• _Available records_:

++++++++++

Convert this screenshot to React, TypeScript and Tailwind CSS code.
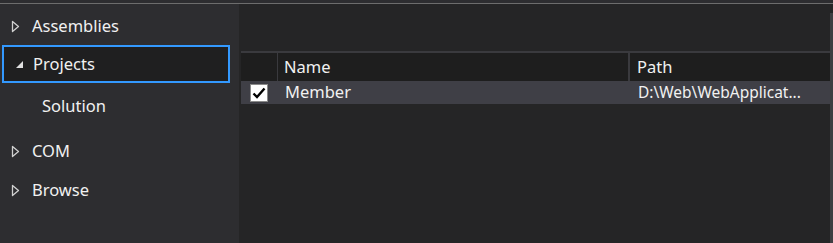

++++++++++

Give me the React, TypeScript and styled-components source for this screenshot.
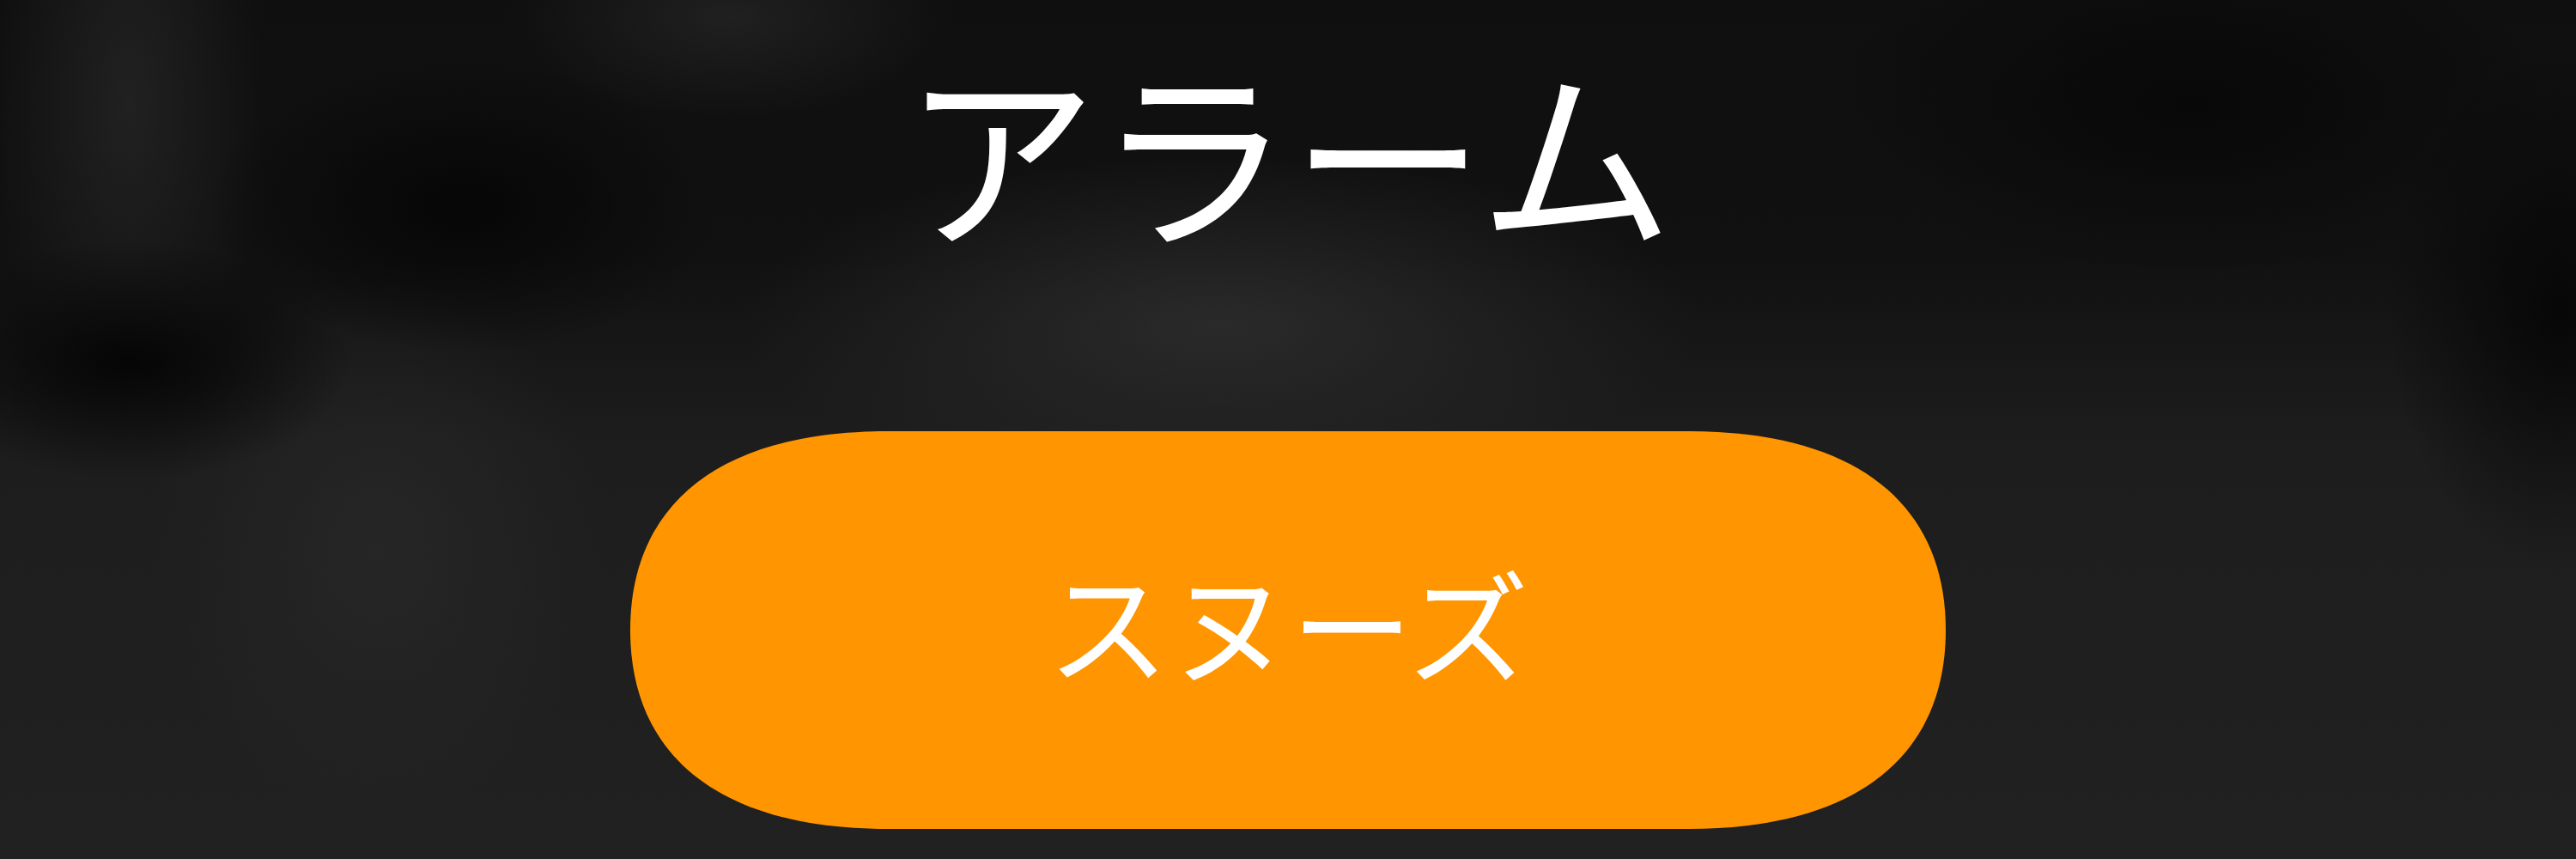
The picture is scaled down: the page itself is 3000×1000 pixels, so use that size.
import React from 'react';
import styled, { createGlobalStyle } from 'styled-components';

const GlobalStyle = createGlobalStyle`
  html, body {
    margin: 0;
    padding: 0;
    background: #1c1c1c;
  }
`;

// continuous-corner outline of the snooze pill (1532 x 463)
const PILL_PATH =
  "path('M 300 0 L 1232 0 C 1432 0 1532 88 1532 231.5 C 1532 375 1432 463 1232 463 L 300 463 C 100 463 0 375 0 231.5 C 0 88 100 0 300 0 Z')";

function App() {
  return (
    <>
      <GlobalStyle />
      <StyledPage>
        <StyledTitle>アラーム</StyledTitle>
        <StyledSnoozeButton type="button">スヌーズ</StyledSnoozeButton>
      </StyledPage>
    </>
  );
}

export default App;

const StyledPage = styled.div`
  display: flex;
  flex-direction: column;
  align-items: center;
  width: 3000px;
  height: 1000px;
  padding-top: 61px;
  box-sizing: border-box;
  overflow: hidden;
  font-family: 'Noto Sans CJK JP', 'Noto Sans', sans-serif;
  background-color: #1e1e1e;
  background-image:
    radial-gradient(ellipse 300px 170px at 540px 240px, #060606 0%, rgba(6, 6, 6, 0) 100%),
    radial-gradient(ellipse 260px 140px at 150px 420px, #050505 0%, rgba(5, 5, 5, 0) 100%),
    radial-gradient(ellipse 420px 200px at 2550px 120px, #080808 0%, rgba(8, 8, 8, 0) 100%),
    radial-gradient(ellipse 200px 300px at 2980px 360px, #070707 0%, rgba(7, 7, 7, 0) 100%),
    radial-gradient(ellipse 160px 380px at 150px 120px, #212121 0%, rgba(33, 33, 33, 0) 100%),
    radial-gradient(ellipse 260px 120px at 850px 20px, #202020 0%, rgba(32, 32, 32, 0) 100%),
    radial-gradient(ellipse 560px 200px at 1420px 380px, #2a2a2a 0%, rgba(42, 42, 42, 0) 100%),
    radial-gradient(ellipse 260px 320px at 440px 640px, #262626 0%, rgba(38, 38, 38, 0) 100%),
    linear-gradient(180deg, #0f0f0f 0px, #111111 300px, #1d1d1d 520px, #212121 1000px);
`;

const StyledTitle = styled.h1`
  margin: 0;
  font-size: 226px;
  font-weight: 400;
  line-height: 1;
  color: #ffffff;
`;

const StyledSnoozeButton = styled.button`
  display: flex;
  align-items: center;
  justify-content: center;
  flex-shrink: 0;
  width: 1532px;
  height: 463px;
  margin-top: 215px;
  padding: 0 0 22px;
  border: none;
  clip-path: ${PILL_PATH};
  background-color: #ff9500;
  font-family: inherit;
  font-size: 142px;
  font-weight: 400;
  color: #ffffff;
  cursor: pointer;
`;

++++++++++

• _Exercise brief_: Both the line containing "Give me the" and the line containing "export default App;" belong in the copy, along with every line between them. Reproduce that stretch exactly, without the pictures.

• _Problem solution_:
Give me the React, TypeScript and styled-components source for this screenshot.
The picture is scaled down: the page itself is 3000×1000 pixels, so use that size.
import React from 'react';
import styled, { createGlobalStyle } from 'styled-components';

const GlobalStyle = createGlobalStyle`
  html, body {
    margin: 0;
    padding: 0;
    background: #1c1c1c;
  }
`;

// continuous-corner outline of the snooze pill (1532 x 463)
const PILL_PATH =
  "path('M 300 0 L 1232 0 C 1432 0 1532 88 1532 231.5 C 1532 375 1432 463 1232 463 L 300 463 C 100 463 0 375 0 231.5 C 0 88 100 0 300 0 Z')";

function App() {
  return (
    <>
      <GlobalStyle />
      <StyledPage>
        <StyledTitle>アラーム</StyledTitle>
        <StyledSnoozeButton type="button">スヌーズ</StyledSnoozeButton>
      </StyledPage>
    </>
  );
}

export default App;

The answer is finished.